The agreement provides: “Week One — Father shall have visitation from Friday at 9:00 a.m. until Tuesday at 9:00 a.m.;

“Week Two — Father shall have visitation from Sunday at 6:00 p.m. through Tuesday at 9:00 a.m. This schedule shall alternate from week to week except as provided in the ‘Holiday Schedule’ outlined in the judgment dated December 15, 1994.”

The parties’ original agreement dated December 15, 1994, provides in relevant part: “The husband shall have visitation from Friday at 9:00 a.m. until Sunday at 5:00 p.m. during week one and shall have visitation from Sunday at 5:00 p.m. through Tuesday at 9:00 a.m.”

The guidelines provide for numerous other circumstances and exceptions, absent a shared physical custody situation, that would allow a deviation, such as extraordinary expenses for the care and maintenance of the child. See Regs., Conn.
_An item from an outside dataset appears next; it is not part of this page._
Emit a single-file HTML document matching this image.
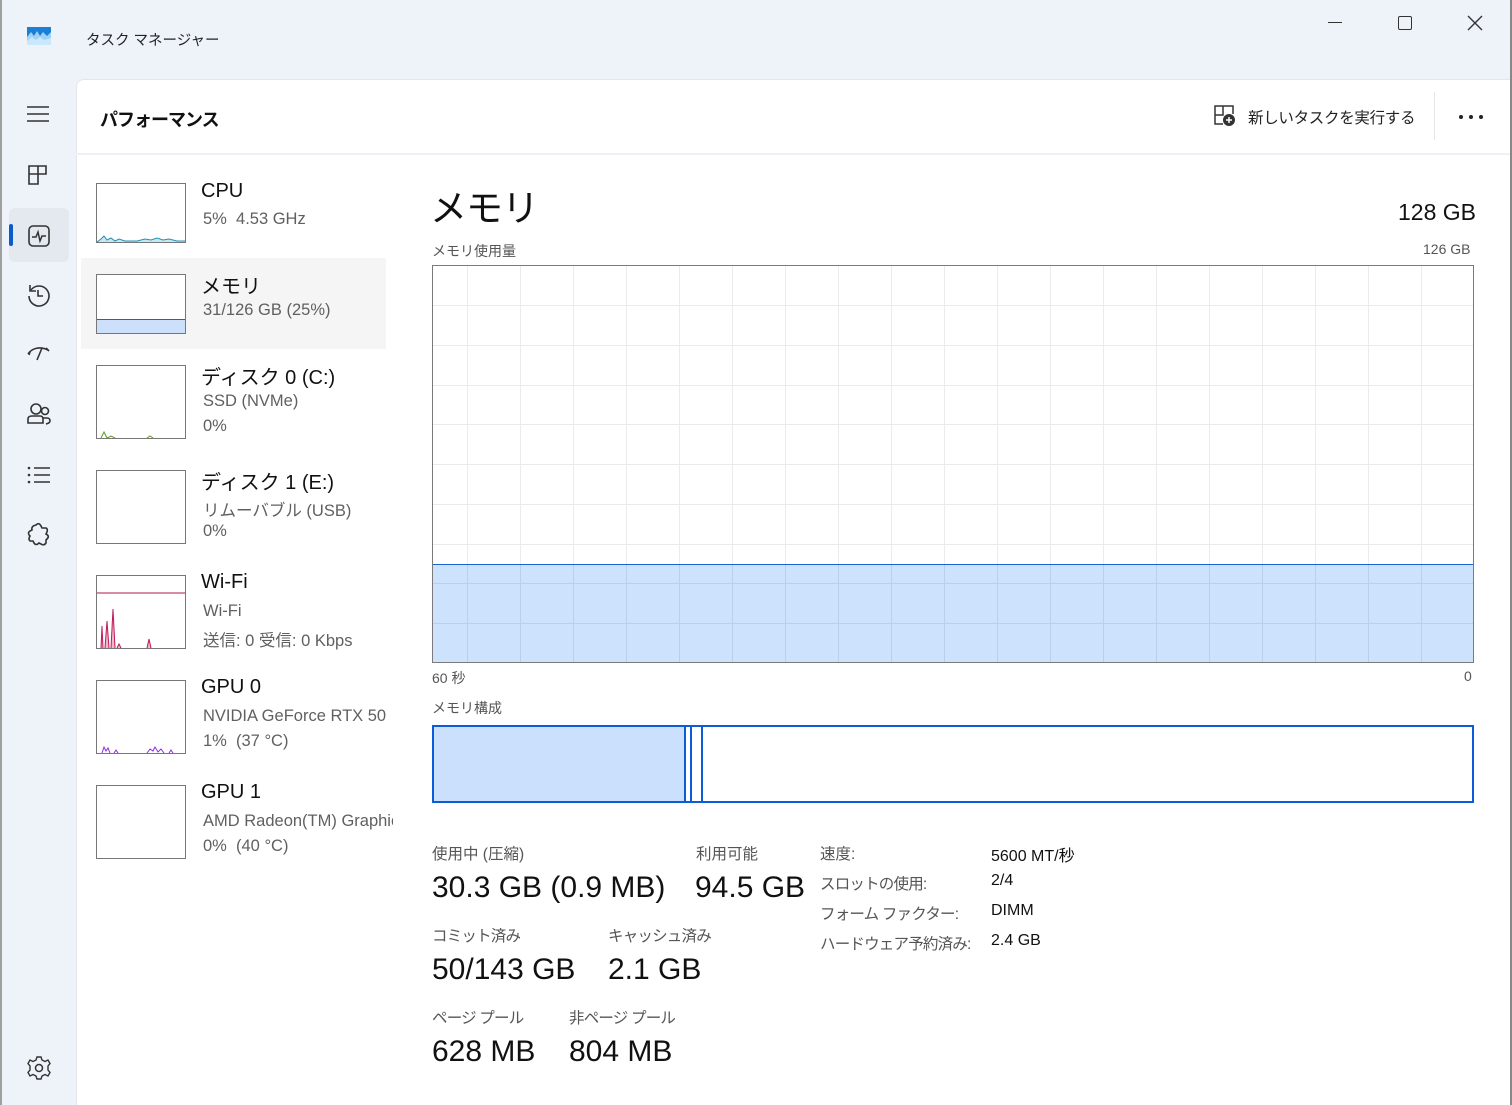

State Agencies § 46b-215a-3. The defendant has not cited any of those exceptions as applicable to his claim for a deviation from the guidelines and, therefore, we address only the exception warranted under shared physical custody situation.

Section 46b-215a-3 (b) (6) (A) of the Regulations of Connecticut State Agencies provides: “When a shared physical custody arrangement exists, deviation is warranted only when:

“(i) Such arrangement substantially reduces the custodial parent’s, or substantially increases the noncustodial parent’s, expenses for the child; and

“(ii) Sufficient funds remain for the parent receiving support to meet the basic needs of the child after deviation.”

The new visitation agreement provides that the defendant will have approximately one full day and two evenings every two weeks in addition to those visitation hours that were stated in the original agreement. See footnote 5.